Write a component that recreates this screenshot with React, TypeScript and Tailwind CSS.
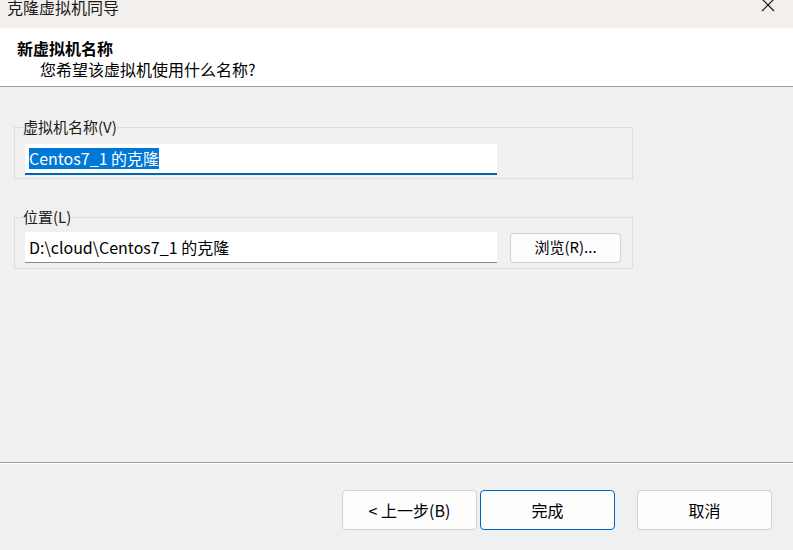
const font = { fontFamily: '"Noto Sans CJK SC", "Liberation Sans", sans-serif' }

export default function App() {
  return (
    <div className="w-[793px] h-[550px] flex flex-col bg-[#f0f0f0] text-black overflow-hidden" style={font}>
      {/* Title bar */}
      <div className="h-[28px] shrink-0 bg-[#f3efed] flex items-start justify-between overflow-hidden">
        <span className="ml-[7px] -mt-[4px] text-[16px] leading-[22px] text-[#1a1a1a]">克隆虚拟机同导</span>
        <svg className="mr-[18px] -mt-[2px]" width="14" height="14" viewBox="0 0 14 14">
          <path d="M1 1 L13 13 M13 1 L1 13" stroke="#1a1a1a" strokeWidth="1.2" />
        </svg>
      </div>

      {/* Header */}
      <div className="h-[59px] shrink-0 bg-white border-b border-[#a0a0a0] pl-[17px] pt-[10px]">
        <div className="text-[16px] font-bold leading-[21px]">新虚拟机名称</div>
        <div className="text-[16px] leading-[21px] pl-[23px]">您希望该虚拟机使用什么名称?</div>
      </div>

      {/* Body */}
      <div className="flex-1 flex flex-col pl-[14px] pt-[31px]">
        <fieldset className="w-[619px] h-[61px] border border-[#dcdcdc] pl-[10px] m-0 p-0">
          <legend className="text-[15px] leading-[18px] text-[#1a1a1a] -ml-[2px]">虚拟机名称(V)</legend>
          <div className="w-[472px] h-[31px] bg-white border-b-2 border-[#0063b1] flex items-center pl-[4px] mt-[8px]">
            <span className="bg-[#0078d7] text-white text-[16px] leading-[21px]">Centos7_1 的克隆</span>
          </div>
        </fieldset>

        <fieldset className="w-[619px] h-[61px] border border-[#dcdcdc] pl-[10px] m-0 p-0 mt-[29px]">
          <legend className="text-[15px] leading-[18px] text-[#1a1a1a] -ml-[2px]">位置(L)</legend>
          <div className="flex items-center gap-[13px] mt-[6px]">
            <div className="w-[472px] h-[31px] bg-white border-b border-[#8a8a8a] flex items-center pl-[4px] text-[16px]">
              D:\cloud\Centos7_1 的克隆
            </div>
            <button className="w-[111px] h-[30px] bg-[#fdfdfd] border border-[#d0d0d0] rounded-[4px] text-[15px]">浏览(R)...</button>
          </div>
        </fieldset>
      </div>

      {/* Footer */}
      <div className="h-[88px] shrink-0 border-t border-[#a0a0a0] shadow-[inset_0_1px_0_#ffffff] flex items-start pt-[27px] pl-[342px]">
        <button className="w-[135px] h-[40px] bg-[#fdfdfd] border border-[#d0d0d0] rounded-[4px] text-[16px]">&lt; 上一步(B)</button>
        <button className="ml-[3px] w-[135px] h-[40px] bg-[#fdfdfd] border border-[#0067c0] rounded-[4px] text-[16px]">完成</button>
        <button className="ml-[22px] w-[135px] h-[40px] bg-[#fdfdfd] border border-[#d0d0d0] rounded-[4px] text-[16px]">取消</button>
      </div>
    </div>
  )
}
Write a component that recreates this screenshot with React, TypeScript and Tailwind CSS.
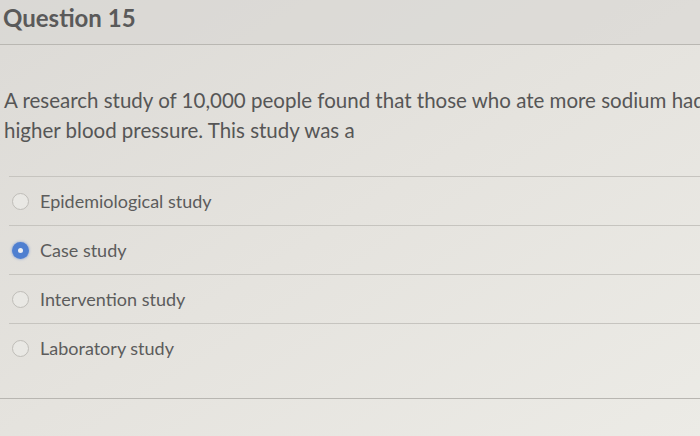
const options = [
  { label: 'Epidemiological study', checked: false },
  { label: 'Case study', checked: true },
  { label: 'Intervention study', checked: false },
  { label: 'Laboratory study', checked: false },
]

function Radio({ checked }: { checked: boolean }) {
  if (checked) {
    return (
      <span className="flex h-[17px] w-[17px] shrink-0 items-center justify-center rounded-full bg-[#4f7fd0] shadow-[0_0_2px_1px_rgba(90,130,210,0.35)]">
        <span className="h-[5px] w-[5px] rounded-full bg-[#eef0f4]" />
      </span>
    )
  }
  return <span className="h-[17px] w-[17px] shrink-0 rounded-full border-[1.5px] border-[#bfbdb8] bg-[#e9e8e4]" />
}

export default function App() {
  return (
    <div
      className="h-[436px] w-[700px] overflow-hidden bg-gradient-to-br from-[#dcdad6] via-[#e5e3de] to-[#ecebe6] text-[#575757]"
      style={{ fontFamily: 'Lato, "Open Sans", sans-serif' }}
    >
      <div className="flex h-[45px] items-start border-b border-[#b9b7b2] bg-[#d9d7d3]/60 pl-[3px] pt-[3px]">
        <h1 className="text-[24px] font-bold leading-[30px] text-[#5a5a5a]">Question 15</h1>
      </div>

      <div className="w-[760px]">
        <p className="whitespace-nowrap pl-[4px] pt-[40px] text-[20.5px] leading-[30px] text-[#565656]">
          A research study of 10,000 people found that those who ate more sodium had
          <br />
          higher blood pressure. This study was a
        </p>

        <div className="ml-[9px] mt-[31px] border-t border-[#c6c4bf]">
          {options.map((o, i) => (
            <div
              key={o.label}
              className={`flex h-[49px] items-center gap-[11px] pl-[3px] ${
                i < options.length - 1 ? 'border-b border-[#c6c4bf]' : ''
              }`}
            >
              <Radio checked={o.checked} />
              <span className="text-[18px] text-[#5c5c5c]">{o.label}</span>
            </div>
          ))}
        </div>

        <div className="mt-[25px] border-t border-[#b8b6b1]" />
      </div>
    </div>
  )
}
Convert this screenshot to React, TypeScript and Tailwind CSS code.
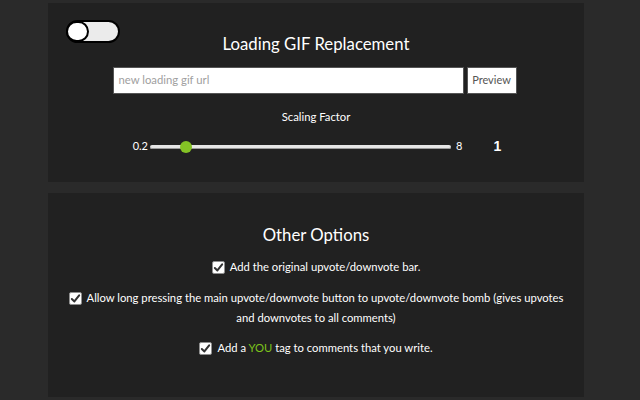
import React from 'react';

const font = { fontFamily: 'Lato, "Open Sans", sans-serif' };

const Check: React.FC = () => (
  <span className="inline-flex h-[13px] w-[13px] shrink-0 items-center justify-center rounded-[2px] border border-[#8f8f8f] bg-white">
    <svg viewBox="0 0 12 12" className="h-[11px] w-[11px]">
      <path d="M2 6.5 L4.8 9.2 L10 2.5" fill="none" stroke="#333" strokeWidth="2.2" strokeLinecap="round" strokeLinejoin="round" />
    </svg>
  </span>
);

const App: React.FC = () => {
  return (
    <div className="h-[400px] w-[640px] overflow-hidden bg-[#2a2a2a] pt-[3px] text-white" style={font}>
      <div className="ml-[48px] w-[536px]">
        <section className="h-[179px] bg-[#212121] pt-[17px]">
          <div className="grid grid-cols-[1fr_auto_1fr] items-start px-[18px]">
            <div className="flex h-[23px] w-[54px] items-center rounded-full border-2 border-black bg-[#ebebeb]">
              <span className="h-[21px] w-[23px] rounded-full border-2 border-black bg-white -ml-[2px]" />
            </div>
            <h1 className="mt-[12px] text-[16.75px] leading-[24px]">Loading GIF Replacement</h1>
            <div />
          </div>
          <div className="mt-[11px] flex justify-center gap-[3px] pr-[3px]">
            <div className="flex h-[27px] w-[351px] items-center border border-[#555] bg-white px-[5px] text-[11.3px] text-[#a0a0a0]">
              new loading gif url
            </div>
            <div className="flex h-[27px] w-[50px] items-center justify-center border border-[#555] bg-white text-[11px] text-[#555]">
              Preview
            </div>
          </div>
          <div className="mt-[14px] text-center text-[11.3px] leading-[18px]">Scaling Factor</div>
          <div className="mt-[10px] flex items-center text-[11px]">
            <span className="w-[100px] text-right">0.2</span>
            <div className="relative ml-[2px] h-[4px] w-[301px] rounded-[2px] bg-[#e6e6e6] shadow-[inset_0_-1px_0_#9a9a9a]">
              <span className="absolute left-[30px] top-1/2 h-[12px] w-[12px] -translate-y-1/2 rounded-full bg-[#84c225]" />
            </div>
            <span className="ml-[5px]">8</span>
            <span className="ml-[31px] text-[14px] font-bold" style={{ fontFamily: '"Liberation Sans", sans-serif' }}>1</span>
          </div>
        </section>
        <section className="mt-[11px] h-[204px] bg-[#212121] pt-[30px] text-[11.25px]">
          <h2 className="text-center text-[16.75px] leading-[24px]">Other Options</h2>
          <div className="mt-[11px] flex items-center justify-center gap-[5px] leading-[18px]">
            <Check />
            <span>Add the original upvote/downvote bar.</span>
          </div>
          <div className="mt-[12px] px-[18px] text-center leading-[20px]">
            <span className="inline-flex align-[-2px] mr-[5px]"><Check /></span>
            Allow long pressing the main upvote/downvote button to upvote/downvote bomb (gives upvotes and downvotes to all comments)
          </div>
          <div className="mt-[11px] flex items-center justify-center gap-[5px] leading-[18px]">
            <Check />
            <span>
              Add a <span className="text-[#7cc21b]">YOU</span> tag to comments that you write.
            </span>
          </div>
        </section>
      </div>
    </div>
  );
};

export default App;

● ● ● ● ●

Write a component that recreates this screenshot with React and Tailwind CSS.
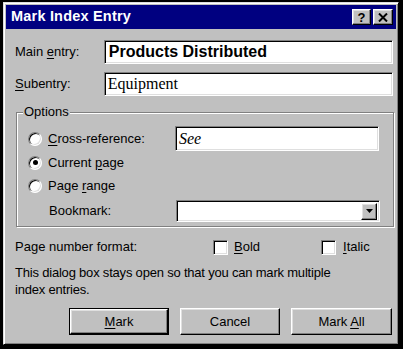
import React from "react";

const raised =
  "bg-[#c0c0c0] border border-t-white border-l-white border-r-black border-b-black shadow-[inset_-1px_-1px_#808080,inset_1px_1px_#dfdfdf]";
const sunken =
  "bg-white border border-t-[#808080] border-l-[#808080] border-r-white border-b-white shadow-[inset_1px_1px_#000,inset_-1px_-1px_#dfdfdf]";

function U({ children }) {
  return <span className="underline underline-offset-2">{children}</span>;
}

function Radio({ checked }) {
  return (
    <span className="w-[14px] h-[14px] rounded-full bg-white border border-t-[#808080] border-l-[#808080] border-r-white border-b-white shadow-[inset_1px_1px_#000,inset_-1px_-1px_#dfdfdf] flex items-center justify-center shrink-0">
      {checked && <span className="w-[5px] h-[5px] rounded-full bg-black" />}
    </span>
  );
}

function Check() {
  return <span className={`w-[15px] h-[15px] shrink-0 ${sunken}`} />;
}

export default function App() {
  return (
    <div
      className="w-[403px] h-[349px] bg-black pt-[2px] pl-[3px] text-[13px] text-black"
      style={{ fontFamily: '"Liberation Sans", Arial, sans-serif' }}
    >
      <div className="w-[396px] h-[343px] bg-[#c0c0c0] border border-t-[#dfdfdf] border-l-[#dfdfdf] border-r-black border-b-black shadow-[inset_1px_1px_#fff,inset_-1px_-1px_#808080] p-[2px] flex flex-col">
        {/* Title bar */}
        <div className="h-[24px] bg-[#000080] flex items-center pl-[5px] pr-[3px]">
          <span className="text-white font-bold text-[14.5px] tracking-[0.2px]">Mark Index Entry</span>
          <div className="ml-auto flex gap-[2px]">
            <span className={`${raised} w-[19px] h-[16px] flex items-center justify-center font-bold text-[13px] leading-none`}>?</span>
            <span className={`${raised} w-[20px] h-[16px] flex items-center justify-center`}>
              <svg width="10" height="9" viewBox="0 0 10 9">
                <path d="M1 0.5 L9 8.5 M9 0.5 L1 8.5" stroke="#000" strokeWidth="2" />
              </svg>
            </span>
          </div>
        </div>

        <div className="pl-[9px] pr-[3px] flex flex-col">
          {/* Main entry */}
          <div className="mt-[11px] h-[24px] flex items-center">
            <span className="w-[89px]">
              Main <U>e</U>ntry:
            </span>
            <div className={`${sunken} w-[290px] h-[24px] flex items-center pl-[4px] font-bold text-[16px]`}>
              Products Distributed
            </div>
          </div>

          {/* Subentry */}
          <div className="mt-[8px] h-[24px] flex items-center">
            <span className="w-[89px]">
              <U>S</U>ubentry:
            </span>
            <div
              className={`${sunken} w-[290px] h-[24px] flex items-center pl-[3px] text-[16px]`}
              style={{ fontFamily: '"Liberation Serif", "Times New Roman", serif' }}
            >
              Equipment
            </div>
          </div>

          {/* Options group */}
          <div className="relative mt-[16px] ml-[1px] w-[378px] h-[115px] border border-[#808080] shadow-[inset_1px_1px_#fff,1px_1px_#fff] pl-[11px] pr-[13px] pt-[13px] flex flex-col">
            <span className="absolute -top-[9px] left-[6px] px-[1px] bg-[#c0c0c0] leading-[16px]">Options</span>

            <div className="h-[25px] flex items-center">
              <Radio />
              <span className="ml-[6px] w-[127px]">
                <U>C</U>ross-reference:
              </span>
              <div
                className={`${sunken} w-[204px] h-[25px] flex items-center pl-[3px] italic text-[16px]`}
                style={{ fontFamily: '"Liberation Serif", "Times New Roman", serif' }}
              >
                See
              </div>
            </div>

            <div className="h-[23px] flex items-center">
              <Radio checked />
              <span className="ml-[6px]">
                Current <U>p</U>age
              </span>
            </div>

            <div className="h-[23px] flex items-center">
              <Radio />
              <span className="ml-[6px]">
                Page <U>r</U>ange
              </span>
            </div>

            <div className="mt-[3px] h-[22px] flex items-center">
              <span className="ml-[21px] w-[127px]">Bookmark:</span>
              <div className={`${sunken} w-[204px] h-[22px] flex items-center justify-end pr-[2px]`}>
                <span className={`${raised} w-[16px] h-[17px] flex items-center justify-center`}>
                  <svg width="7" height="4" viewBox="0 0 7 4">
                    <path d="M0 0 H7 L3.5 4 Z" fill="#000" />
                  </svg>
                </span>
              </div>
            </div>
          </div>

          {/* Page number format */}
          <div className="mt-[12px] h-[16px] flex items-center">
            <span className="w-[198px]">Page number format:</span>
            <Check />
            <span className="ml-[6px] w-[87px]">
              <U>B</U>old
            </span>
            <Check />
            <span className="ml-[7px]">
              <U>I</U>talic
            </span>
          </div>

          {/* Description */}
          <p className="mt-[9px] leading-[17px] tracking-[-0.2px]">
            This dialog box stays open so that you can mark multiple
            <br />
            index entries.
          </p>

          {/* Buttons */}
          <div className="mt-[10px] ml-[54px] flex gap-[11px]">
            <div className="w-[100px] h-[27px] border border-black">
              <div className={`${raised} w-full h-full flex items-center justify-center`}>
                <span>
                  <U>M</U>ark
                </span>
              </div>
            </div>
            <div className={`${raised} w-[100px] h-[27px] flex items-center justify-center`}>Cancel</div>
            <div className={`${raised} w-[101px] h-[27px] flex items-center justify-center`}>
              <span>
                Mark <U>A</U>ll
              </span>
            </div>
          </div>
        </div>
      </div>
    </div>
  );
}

● ● ● ● ●

Required work
Gather up, from the records above, each line where the word "screenshot" appears.

Answer to this exercise
Write a component that recreates this screenshot with React, TypeScript and Tailwind CSS.
Write a component that recreates this screenshot with React, TypeScript and Tailwind CSS.
Convert this screenshot to React, TypeScript and Tailwind CSS code.
Write a component that recreates this screenshot with React and Tailwind CSS.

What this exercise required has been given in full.